Books read lately
Mar. 9th, 2005 01:34 pmIt took me a second try to actually make it all the way through Karen Harper's The Poyson Garden. This was not, I think, because the book was inherently bad--but rather, it struck me the first time I tried it as too much 'nobody in this cast of characters is interesting besides Elizabeth'. And let's face it, if you're telling a story about Queen Elizabeth I, whether or not she's actually queen yet, it's hard to come up with a cast of characters that can hold a candle to her. I was particularly rolling my eyes at a secondary character who looks so amazingly like Elizabeth that they can be mistaken for sisters, and of course this chick's got amnesia, too, so she doesn't know her own past. So of COURSE there's a side mystery involved with her.
However, the second time I tried to tackle the book, it went better. The bits and pieces of the actual mystery fell together more solidly, and that carried me through the middle part of the book to the latter better parts where Elizabeth and her royal Scooby Gang are actually going about figuring out who's trying to kill her.
So overall, not a bad book, though it didn't really engage me enough to make me go buy the second one. Ah well. It's a shame, I do like Elizabeth as a character. But I'll probably have more fun renting the movie where Cate Blanchett plays her, and re-watching that.
Since I've gotten all captivated by the shiny new Battlestar Galactica remake on the Skiffy Channel, I got the urge to re-read
Mostly, the interesting part about re-reading this book was being reminded that it was clearly based on an earlier version of the script than the one that actually got aired on TV--because in this book, the Cylons were actually organic creatures wearing armor, rather than Big Shiny Evil Robots. There are several scenes from the point of view of the Cylons' Imperious Leader, which are vaguely cool as they provide a bit of insight into the way the Cylon culture is supposed to be working in this version of the story, and why they have it in for humanity so much. The book's also got the beheading of Baltar by said Imperious Leader, which in the context of that version of the story makes loads more sense--since as I look back on it, letting Baltar go and have his own base star to chase after the Galactica really doesn't make much sense from the Cylon perspective. ;) And why the heck did Baltar have it for his own people so much, anyway?

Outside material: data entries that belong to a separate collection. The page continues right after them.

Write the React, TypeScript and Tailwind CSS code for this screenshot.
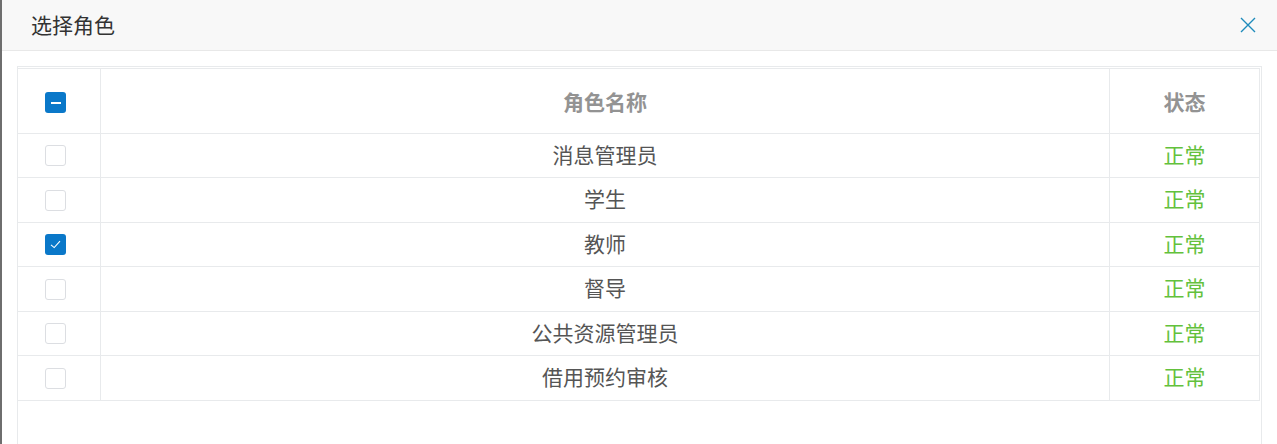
import React, { useState } from 'react';

type Role = { id: number; name: string; status: string };

const roles: Role[] = [
  { id: 1, name: '消息管理员', status: '正常' },
  { id: 2, name: '学生', status: '正常' },
  { id: 3, name: '教师', status: '正常' },
  { id: 4, name: '督导', status: '正常' },
  { id: 5, name: '公共资源管理员', status: '正常' },
  { id: 6, name: '借用预约审核', status: '正常' },
];

const FONT = { fontFamily: '"Microsoft YaHei", "Noto Sans CJK SC", "Noto Sans", sans-serif' };

function Checkbox({ state }: { state: 'on' | 'off' | 'some' }) {
  if (state === 'off') {
    return <span className="block w-[21px] h-[21px] rounded-[3px] border border-[#dcdee2] bg-white" />;
  }
  return (
    <span className="flex w-[21px] h-[21px] rounded-[3px] bg-[#0a78c9] items-center justify-center">
      {state === 'some' ? (
        <span className="block w-[10px] h-[2px] bg-white" />
      ) : (
        <svg width="15" height="15" viewBox="0 0 15 15" fill="none">
          <path d="M3 7.8 L6.2 10.6 L12 4.2" stroke="white" strokeWidth="1.1" />
        </svg>
      )}
    </span>
  );
}

export default function App() {
  const [checked, setChecked] = useState<number[]>([3]);

  const toggle = (id: number) =>
    setChecked(c => (c.includes(id) ? c.filter(x => x !== id) : [...c, id]));

  const all = checked.length === roles.length;

  return (
    <div className="w-[1277px] h-[444px] flex bg-white overflow-hidden" style={FONT}>
      <div className="w-[2px] bg-[#6e6e6e]" />
      <div className="flex-1 flex flex-col">
        {/* Header */}
        <div className="h-[51px] shrink-0 flex items-center justify-between bg-[#f8f8f8] border-b border-[#e8e8e8] pl-[29px] pr-[21px]">
          <span className="text-[21px] text-[#333] leading-none pb-px">选择角色</span>
          <button className="w-[16px] h-[16px]">
            <svg width="16" height="16" viewBox="0 0 16 16">
              <path d="M1 1 L15 15 M15 1 L1 15" stroke="#1e8bbb" strokeWidth="1.4" />
            </svg>
          </button>
        </div>

        {/* Body */}
        <div className="flex-1 flex flex-col px-[15px] pt-[15px]">
          <div className="flex-1 border border-b-0 border-[#e8eaec]">
            <div className="mt-px mr-px border-t border-r border-[#e8eaec]">
              <div className="grid grid-cols-[83px_1fr_149px] h-[65px] border-b border-[#e8eaec] font-bold text-[21px] leading-none text-[#939393]">
                <div className="flex items-center pl-[27px] pt-[3px] border-r border-[#e8eaec]">
                  <button onClick={() => setChecked(all ? [] : roles.map(r => r.id))}>
                    <Checkbox state={all ? 'on' : checked.length ? 'some' : 'off'} />
                  </button>
                </div>
                <div className="flex items-center justify-center border-r border-[#e8eaec]">角色名称</div>
                <div className="flex items-center justify-center">状态</div>
              </div>
              {roles.map((r, i) => (
                <div
                  key={r.id}
                  className={`grid grid-cols-[83px_1fr_149px] border-b border-[#e8eaec] text-[21px] leading-none ${i % 2 === 0 ? 'h-[44px]' : 'h-[45px]'}`}
                >
                  <div className="flex items-center pl-[27px] border-r border-[#e8eaec]">
                    <button onClick={() => toggle(r.id)}>
                      <Checkbox state={checked.includes(r.id) ? 'on' : 'off'} />
                    </button>
                  </div>
                  <div className="flex items-center justify-center pb-[3px] text-[#555] border-r border-[#e8eaec]">{r.name}</div>
                  <div className="flex items-center justify-center pb-[3px] text-[#63c13c]">{r.status}</div>
                </div>
              ))}
            </div>
          </div>
        </div>
      </div>
    </div>
  );
}
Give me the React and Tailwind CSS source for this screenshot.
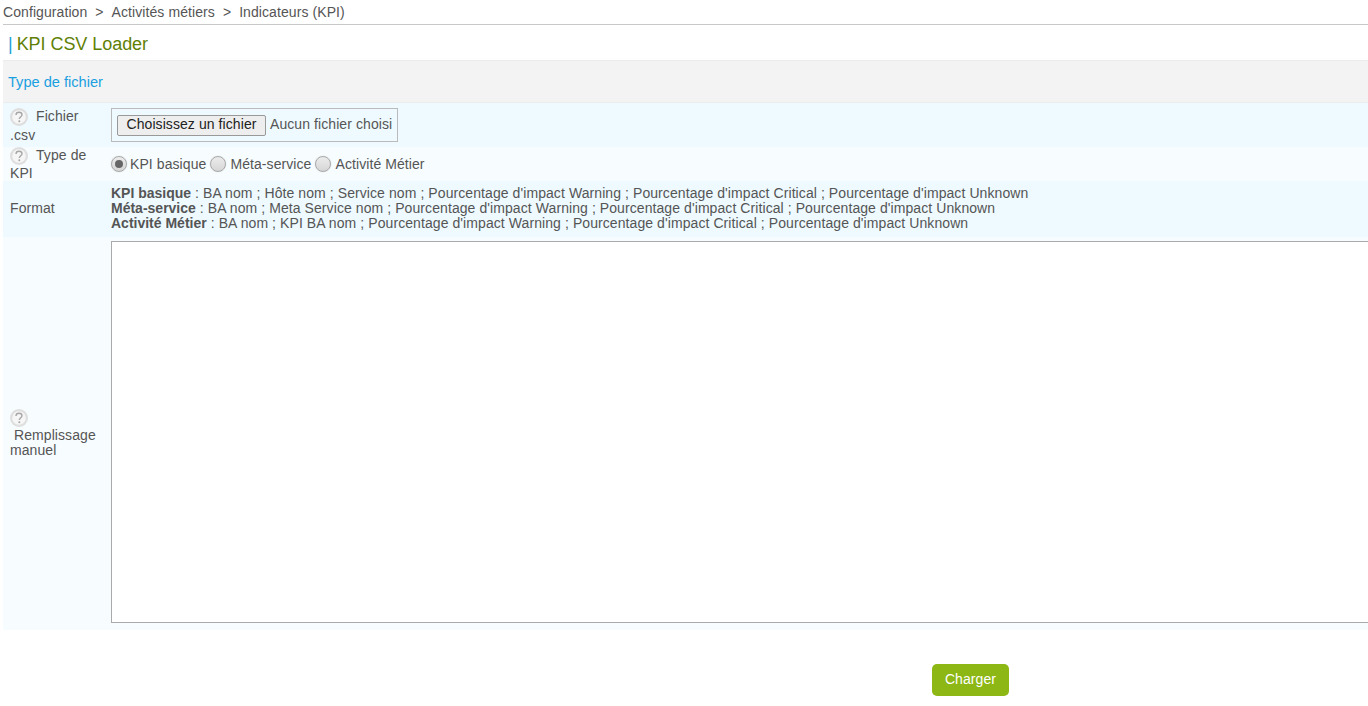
const Help = () => (
  <svg width="18" height="18" viewBox="0 0 18 18" className="inline-block align-middle">
    <circle cx="9" cy="9" r="9" fill="#dedede" />
    <circle cx="9" cy="9" r="6.8" fill="#f6f6f6" />
    <path d="M6 6.9 C6 5.1 7.4 4.2 9 4.2 C10.7 4.2 12 5.2 12 6.7 C12 8.6 9.3 8.8 9.3 11" fill="none" stroke="#a6a6a6" strokeWidth="1.4" />
    <circle cx="9.3" cy="13.3" r="1" fill="#a6a6a6" />
  </svg>
);

const Radio = ({ checked }) => (
  <span className="flex h-[16px] w-[16px] shrink-0 items-center justify-center rounded-full border border-[#a9a9a9] bg-gradient-to-b from-[#ececec] to-[#d6d6d6] shadow-[0_0_1px_#bbb]">
    {checked && <span className="h-[8px] w-[8px] rounded-full bg-[#666]" />}
  </span>
);

const fields = [
  ["BA nom", "Hôte nom", "Service nom"],
  ["BA nom", "Meta Service nom"],
  ["BA nom", "KPI BA nom"],
];
const tail = "Pourcentage d'impact Warning ; Pourcentage d'impact Critical ; Pourcentage d'impact Unknown";

export default function App() {
  return (
    <div className="h-[706px] w-[1368px] overflow-hidden bg-white font-['Liberation_Sans',Arial,sans-serif] text-[14px] tracking-[0.08px] text-[#555]">
      <div className="ml-[3px] flex h-[25px] items-center gap-[8px] border-b border-[#c8c8c8] text-[14px] text-[#555]">
        <span>Configuration</span>
        <span>&gt;</span>
        <span>Activités métiers</span>
        <span>&gt;</span>
        <span>Indicateurs (KPI)</span>
      </div>
      <h1 className="ml-[8px] flex h-[35px] items-center pt-[3px] text-[18px] font-normal tracking-[-0.05px] text-[#5f7f06]">
        <span className="mr-[4px] text-[#1ea0dc]">|</span>KPI CSV Loader
      </h1>
      <div className="ml-[3px]">
        <div className="flex h-[43px] items-center border-b border-t border-[#ececec] bg-[#f3f3f3] pl-[5px] pt-[2px] text-[14.6px] tracking-normal text-[#1a9fe0]">
          Type de fichier
        </div>
        <div className="flex h-[44px] bg-[#eefaff]">
          <div className="w-[108px] shrink-0 pl-[7px] pt-[4px] leading-[18px]">
            <Help />
            <span className="ml-[8px]">Fichier</span>
            <br />
            .csv
          </div>
          <div className="pt-[5px]">
            <div className="flex h-[34px] w-[287px] items-center border border-[#bbb] pl-[5px] text-[14px]">
              <span className="flex h-[21px] w-[149px] items-center justify-center rounded-[2px] border border-[#999] bg-[#eee] pb-[1px] text-[14px] text-[#222]">
                Choisissez un fichier
              </span>
              <span className="ml-[4px] pb-[1px]">Aucun fichier choisi</span>
            </div>
          </div>
        </div>
        <div className="flex h-[34px] bg-[#f7fcff]">
          <div className="w-[108px] shrink-0 pl-[7px] leading-[17px]">
            <Help />
            <span className="ml-[8px]">Type de</span>
            <br />
            KPI
          </div>
          <div className="flex items-center">
            <Radio checked />
            <span className="ml-[3px]">KPI basique</span>
            <span className="ml-[4px]"><Radio /></span>
            <span className="ml-[4px]">Méta-service</span>
            <span className="ml-[4px]"><Radio /></span>
            <span className="ml-[4px]">Activité Métier</span>
          </div>
        </div>
        <div className="flex h-[56px] bg-[#eefaff]">
          <div className="flex w-[108px] shrink-0 items-center pb-[2px] pl-[7px]">Format</div>
          <div className="pt-[5px] leading-[15px]">
            {["KPI basique", "Méta-service", "Activité Métier"].map((name, i) => (
              <div key={name} className="whitespace-nowrap">
                <b className="tracking-normal">{name}</b> : {fields[i].join(" ; ")} ; {tail}
              </div>
            ))}
          </div>
        </div>
        <div className="flex h-[393px] bg-[#f7fcff]">
          <div className="flex w-[108px] shrink-0 flex-col justify-center pb-[4px] pl-[7px] leading-[15px]">
            <span className="mb-[1px] block h-[18px] pt-[4px]"><Help /></span>
            <span className="mt-[4px]">&nbsp;Remplissage</span>
            <span>manuel</span>
          </div>
          <div className="pt-[4px]">
            <textarea className="block h-[382px] w-[1400px] resize-none border border-[#aaa] bg-white outline-none" />
          </div>
        </div>
      </div>
      <div className="ml-[932px] mt-[34px]">
        <button className="h-[32px] w-[77px] rounded-[5px] bg-[#8cb714] pb-[2px] text-[14px] font-normal text-white">Charger</button>
      </div>
    </div>
  );
}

This underscores the whole point of making the new series--to redo the story in a more complex, realistic fashion. The story in this novel is certainly simplistic, and mostly all about 'humans good, Cylons bad' (though the scenes from the Imperious Leader's POV offset that just a tad).
What else... it was amusing to me, as someone who watched the original series, to see Athena and Cassiopeia described with each other's hair colors. That this is mostly what you notice about these two characters in the story is an indicator of exactly how little actual plot function they serve. Here, as on the actual TV show, they're mostly there to just be love interests for Starbuck. Yawn.
What I liked... little bits between the chapters that were supposed to be coming out of Adama's private journals, which helped develop him as a character better. The small hints of a more diverse culture in the Colonies than we've seen in the new series, which is one of the few things I miss from the old: we see references to differing religious beliefs and differing languages, for instance.
All in all, though, the writing was very bland--you could very much tell it was just a 'make a novel out of the script' kind of job. Aside from the scenes with the Imperious Leader and Adama's journal bits, not much to get out of the book that you wouldn't get out of watching the actual episodes.
But it was a fun thing to read while in the bath. ^_^
As mentioned in a previous journal entry, I'd also been working on reading Hannah March's The Devil's Highway. I did finish it off, and I'm feeling kind of ambivalent about it.
I like the era she's writing about. I liked her setting. I really liked her main character, Robert Fairfax--but this is based only on very fleeting impressions of him, as he is practically overwhelmed by the plot going on around him. Only in a couple of scenes where he meets a young woman to whom he is quite attracted does he start to stand out as a person, and between those scenes and tantalizing hints about a troubled background, I see enough there to get the idea that I like this guy. But unfortunately there's only those scattered, fleeting impressions. I did also like the plot, and I liked Ms. March's characterization in general across the cast.
But the misprints drove me batty. I caught at least a dozen--maybe more. And there were enough of them that it yanked me out of the story every time I found one.
I doubt I will be buying the next in the series. Oh well!